First off, for those that don’t know, BarDown’s official hockey team… is now the OFFICIAL champion of our beer league.

 

 

That’s pretty impressive, considering half the time the players are producing some sort of content, often at a disadvantage to their own team.

However, recently, Corwin and Eric decided to tape a piece of content that may actually help the team… imitating one of the greatest players of all time!

Corwin showed up to the rink where Eric was waiting with two Sidney Crosby jerseys. His idea was to challenge Corwin to do his best imitation of Sid the Kid, and had a list of Crosby-isms for Corwin to check off.

They are as follows…

  • Copy Crosby’s exact warmup
  • Don’t talk to your mom or sister on game day
  • Do some Mohawk skating to circle the opponent’s zone
  • Do tight turns in the corners
  • Do the Golden Goal celebration if you score
  • Complain to the refs at least five times
  • Try at least three backhand shots
  • Bat the puck out of the air at least once

To make the challenge a little more reasonable to complete, Eric only requested that Corwin complete five of the eight missions. Let’s see how he did…

 

 

In the end, Corwin was not able to complete Eric’s challenge! Here are the Crosby tasks he was able to complete:

  • Don’t talk to mom/sister. Although, he did call them to tell them he couldn’t talk to them. A little sketch if you ask me.
  • Do Crosby’s exact warm up routine. While there was no McDonald’s logo on the ice, Corwin made it work as best as he could.
  • Tight turns in the corner. While they weren’t quite as tight as Sid’s, Cwe can only really ask Corwin to do so much when it comes to mimicking Crosby’s on-ice abilities.
  • Golden Goal celly.

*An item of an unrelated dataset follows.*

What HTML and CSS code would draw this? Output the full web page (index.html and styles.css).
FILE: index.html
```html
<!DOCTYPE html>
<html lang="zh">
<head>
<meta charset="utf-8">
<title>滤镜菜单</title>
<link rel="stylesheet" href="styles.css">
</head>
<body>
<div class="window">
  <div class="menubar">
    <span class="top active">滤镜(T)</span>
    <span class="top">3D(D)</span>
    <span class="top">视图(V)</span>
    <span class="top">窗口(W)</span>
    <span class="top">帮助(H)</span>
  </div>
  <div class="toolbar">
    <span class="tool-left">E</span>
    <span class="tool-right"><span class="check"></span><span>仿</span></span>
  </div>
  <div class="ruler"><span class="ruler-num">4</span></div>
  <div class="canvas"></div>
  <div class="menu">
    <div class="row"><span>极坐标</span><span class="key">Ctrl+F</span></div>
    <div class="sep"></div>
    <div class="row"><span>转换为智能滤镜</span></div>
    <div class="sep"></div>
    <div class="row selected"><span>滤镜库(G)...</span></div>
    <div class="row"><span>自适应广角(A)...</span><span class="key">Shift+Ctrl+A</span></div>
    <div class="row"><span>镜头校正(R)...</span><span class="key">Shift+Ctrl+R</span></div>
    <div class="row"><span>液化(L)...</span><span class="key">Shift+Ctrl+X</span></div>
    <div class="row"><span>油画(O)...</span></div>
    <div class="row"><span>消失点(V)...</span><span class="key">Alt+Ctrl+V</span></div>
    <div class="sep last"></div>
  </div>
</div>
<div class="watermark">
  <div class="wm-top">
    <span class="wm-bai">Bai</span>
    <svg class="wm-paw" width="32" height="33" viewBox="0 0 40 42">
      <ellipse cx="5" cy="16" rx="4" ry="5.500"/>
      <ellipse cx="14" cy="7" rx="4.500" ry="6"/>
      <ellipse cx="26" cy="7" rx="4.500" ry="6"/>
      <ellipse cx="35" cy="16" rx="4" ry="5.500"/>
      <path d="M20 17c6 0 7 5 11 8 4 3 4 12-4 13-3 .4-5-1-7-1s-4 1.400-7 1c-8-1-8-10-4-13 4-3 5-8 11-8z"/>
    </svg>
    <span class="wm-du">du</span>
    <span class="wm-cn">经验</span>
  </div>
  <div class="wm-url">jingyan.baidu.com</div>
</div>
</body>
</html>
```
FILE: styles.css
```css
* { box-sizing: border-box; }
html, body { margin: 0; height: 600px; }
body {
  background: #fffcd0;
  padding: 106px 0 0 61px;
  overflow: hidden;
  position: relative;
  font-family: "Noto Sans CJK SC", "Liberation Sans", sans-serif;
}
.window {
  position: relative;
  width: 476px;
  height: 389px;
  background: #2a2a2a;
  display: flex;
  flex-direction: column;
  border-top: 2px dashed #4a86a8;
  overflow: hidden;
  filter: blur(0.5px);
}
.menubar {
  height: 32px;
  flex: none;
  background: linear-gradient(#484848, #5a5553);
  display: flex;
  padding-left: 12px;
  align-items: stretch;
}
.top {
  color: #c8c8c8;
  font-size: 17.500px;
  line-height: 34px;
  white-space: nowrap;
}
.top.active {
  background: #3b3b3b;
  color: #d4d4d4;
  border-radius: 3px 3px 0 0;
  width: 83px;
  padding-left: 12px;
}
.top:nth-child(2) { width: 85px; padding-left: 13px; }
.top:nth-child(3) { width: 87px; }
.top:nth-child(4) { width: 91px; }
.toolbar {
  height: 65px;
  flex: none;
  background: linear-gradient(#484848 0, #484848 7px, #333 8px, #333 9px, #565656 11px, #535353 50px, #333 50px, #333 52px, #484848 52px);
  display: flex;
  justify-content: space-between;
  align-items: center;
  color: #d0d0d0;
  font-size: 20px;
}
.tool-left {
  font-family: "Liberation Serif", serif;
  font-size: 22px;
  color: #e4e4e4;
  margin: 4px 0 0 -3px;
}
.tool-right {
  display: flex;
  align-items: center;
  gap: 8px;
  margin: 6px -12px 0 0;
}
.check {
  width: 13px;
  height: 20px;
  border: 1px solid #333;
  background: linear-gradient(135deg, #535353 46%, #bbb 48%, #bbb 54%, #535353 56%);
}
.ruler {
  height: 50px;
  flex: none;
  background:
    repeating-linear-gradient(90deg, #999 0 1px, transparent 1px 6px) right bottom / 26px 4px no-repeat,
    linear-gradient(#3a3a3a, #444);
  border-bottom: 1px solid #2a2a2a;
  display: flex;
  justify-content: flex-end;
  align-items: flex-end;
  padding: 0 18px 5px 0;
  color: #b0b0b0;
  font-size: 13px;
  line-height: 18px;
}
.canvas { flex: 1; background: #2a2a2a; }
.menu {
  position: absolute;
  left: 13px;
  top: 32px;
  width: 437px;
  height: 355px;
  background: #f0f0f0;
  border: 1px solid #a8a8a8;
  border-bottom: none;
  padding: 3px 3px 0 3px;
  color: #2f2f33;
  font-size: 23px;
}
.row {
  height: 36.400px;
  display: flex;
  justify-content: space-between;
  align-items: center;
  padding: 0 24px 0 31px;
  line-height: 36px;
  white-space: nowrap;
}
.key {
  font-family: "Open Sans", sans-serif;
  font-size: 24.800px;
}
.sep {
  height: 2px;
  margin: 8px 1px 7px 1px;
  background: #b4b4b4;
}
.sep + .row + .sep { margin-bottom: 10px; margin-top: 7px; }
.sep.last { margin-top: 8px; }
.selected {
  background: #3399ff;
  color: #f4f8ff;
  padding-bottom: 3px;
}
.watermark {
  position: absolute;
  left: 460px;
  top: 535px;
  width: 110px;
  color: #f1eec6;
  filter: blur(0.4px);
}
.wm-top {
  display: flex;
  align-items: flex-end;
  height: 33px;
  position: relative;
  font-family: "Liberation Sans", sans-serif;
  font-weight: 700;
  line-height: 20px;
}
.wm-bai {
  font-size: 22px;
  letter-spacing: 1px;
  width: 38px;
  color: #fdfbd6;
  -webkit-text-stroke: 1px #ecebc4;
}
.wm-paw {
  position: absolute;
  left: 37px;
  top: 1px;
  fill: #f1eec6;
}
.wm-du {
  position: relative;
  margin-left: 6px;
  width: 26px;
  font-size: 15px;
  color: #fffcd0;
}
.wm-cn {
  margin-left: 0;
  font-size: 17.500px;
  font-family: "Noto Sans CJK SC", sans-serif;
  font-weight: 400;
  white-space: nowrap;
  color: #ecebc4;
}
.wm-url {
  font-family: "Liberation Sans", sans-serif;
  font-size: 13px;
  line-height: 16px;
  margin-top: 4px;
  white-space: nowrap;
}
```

The celly itself was actually pretty good, but it was a little weird to have his teammates just skate away from him. It didn’t quite bring the same sort of yard sale that a 2010 Olympic gold did.

Honestly, we heard him complain to the refs a number of times. Maybe that could have counted as a 5th task completed, but with the phone call to his mom funny business we’re sticking with the verdict: FAILURE.

Besides, this way we get to watch Corwin chug 3L of milk before playing hockey. Is anyone really arguing against that outcome?